> _TASK DIRECTIONS_:
Locate every line in the records below that contains the word "styles", and copy each one.

> _GIVEN RECORDS_:
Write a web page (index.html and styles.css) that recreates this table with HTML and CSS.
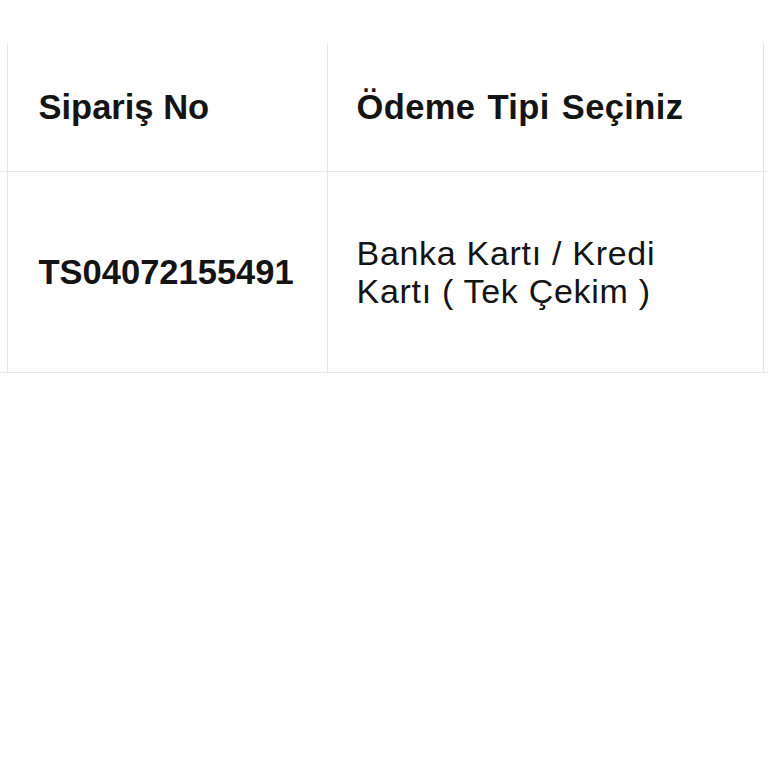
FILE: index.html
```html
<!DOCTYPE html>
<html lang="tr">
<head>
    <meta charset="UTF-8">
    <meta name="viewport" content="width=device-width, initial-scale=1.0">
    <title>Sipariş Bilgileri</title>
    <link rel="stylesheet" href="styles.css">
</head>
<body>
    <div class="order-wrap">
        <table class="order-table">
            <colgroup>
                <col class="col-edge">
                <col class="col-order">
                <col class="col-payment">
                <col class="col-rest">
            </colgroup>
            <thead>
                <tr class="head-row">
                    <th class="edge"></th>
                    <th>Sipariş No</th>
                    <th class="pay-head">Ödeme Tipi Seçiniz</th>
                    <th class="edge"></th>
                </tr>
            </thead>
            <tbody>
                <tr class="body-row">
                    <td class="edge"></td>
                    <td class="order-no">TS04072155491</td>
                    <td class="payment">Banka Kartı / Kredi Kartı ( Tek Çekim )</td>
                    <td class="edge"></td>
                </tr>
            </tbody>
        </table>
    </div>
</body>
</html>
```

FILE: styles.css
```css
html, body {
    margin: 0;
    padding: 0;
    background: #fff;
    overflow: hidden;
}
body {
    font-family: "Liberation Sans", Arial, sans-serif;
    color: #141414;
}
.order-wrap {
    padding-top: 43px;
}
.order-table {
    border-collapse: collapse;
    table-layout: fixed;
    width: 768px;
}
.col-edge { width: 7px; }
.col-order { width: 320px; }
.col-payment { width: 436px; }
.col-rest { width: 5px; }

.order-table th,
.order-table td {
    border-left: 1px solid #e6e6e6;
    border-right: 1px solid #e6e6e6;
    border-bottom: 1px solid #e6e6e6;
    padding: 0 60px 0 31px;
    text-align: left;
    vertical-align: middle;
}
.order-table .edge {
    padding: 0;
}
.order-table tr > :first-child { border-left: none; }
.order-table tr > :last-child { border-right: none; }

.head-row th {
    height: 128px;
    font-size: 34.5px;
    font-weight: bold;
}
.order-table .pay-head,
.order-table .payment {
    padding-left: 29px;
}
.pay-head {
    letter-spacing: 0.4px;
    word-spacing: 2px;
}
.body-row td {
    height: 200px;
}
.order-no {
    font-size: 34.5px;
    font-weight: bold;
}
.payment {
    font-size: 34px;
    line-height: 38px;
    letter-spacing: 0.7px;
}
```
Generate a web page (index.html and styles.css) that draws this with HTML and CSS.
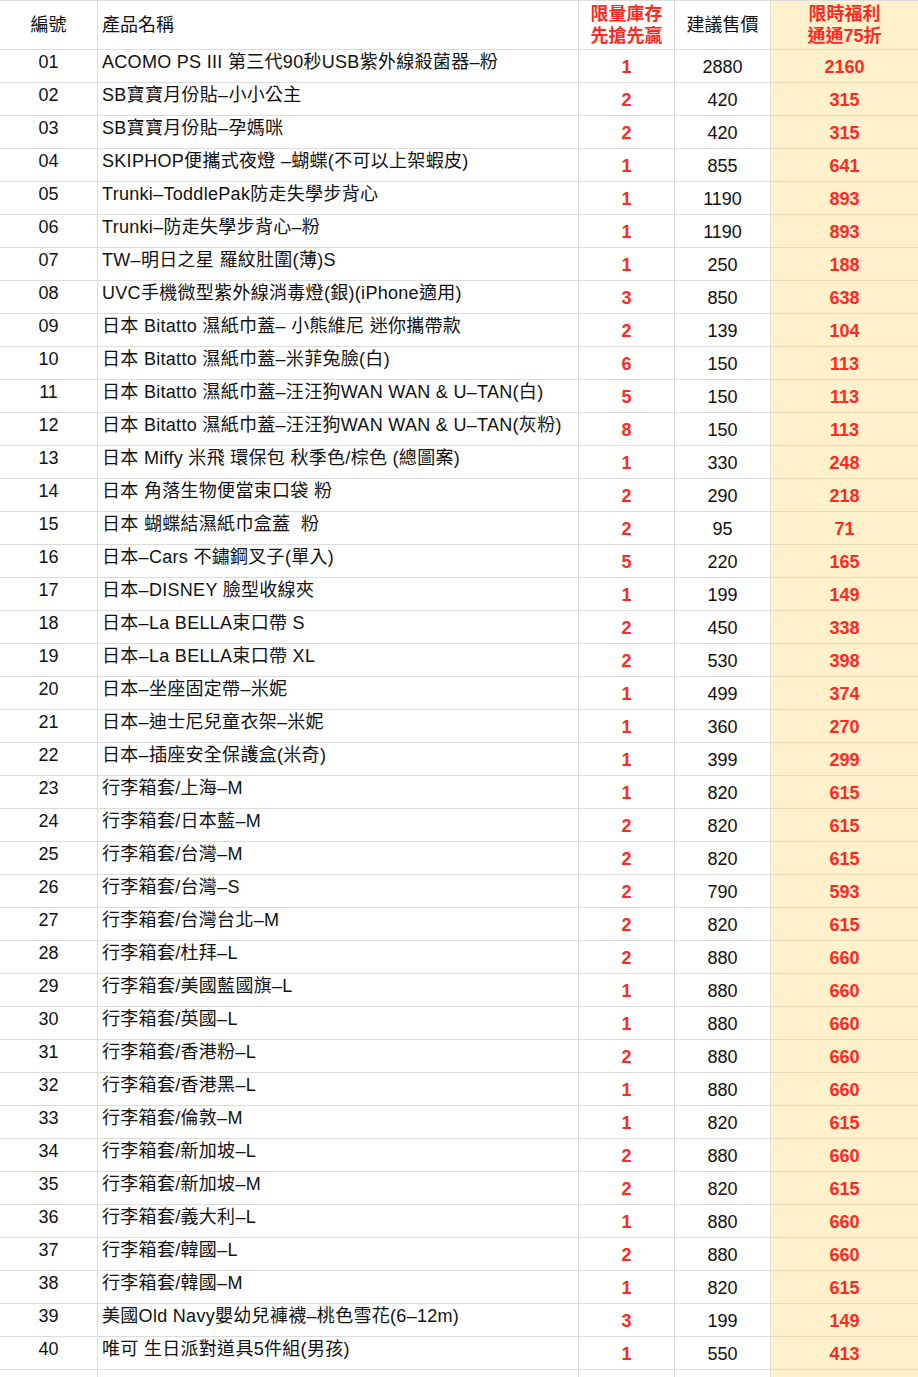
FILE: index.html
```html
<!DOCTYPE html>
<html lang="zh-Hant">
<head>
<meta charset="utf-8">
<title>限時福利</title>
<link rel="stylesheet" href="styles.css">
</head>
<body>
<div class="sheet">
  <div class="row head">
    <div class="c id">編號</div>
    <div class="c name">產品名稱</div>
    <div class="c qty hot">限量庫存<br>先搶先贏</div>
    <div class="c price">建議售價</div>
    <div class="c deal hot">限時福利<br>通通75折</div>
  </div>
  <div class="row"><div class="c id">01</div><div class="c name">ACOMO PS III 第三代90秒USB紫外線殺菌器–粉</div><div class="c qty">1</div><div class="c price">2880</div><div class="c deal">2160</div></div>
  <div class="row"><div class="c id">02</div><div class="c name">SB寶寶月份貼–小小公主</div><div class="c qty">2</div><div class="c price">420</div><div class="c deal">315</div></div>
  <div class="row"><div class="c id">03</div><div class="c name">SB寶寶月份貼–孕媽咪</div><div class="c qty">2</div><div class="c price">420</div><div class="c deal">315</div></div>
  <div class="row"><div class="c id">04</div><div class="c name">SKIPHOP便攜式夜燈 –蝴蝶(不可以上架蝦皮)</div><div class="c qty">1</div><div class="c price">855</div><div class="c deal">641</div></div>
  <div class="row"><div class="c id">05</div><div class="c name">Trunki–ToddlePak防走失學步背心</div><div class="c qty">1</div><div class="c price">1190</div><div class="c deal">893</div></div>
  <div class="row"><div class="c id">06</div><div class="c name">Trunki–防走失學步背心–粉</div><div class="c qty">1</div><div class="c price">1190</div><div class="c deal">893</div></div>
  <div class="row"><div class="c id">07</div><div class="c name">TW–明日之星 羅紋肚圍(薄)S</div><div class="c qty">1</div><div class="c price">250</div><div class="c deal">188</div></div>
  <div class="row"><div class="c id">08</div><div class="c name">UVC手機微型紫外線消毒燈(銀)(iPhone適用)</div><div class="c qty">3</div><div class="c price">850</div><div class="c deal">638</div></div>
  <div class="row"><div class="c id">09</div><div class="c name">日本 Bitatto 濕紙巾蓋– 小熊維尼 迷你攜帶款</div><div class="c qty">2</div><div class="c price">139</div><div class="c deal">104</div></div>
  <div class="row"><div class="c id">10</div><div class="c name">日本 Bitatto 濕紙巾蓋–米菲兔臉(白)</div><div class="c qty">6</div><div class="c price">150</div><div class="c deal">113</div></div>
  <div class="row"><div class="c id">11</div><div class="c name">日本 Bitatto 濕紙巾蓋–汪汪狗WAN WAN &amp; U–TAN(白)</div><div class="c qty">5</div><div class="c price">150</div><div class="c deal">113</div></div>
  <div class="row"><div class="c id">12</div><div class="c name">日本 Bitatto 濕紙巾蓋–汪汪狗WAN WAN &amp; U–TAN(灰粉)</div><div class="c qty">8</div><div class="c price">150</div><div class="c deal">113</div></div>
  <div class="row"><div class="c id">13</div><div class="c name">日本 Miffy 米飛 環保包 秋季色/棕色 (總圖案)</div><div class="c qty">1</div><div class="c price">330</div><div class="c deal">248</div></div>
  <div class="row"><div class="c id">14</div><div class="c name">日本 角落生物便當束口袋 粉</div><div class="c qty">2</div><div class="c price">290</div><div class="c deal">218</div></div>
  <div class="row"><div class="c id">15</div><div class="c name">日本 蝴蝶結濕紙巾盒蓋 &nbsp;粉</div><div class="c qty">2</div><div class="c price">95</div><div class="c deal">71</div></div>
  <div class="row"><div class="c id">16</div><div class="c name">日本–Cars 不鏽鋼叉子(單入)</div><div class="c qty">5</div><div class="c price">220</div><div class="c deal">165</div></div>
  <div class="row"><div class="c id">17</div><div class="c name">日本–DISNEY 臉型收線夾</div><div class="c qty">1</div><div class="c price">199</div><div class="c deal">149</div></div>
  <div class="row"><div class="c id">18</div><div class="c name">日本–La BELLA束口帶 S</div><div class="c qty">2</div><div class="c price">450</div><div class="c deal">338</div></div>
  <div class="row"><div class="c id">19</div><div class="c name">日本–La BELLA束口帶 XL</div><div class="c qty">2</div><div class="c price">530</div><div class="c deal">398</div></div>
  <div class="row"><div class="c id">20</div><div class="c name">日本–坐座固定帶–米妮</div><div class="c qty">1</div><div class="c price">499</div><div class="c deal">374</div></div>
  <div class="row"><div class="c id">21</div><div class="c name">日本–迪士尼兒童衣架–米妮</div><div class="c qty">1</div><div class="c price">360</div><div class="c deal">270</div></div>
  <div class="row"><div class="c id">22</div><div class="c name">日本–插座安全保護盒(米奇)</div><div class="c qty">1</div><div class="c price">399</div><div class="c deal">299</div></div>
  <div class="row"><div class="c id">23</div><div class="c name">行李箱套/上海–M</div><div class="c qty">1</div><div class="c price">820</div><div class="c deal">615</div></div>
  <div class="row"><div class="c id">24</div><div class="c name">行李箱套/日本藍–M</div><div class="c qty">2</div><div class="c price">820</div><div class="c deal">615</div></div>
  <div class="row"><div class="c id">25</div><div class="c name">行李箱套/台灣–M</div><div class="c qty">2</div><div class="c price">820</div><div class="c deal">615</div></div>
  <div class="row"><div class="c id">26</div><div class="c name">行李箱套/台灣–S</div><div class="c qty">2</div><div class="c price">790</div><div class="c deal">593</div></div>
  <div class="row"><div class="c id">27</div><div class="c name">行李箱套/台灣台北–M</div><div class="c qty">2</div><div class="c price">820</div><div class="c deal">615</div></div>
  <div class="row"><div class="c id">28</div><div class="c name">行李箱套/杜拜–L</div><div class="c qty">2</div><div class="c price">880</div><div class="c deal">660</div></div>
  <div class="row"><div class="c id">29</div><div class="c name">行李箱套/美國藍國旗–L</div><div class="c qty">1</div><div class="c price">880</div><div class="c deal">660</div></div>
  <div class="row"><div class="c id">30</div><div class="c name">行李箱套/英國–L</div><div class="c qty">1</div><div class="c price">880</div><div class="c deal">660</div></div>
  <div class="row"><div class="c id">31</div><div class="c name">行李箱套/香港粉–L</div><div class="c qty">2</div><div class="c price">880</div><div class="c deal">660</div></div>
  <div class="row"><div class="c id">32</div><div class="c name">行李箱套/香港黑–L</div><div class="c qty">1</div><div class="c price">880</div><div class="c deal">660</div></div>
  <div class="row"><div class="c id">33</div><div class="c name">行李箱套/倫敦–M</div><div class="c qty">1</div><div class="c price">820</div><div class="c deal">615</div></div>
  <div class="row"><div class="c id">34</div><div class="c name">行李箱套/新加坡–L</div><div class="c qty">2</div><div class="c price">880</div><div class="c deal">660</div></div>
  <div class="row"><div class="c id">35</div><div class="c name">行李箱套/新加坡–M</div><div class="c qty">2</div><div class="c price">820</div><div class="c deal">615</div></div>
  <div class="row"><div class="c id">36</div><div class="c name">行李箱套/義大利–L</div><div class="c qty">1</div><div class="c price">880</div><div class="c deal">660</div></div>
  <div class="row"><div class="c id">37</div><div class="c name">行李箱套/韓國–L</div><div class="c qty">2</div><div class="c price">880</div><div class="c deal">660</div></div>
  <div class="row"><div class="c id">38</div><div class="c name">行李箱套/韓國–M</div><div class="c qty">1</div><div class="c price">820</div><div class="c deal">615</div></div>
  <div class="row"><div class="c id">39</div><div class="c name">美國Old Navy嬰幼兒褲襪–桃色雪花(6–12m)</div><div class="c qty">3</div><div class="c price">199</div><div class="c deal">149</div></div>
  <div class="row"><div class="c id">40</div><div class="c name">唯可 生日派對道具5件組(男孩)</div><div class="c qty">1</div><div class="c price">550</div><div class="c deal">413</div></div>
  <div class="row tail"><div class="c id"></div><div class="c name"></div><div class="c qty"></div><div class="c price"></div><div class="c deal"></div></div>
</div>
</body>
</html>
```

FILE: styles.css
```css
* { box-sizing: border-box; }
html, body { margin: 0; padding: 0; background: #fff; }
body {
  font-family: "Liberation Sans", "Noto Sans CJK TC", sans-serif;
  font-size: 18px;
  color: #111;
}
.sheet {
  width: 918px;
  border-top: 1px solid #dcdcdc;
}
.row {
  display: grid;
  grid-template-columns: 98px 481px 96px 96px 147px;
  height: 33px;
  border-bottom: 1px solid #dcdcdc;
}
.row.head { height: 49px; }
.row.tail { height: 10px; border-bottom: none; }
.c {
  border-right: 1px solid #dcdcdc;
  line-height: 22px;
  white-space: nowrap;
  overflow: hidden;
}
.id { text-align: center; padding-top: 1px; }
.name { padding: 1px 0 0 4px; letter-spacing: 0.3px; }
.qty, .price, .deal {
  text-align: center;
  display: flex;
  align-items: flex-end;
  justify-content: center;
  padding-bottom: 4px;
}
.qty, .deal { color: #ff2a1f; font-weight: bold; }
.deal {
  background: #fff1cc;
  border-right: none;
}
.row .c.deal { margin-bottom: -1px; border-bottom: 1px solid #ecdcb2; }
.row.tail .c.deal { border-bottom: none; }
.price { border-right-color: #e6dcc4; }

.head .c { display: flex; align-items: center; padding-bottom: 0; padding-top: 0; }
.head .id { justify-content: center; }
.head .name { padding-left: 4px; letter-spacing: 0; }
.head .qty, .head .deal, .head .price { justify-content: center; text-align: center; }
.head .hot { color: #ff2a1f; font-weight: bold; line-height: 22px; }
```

> _RESULT FOR THIS EXERCISE_:
Write a web page (index.html and styles.css) that recreates this table with HTML and CSS.
    <link rel="stylesheet" href="styles.css">
FILE: styles.css
Generate a web page (index.html and styles.css) that draws this with HTML and CSS.
<link rel="stylesheet" href="styles.css">
FILE: styles.css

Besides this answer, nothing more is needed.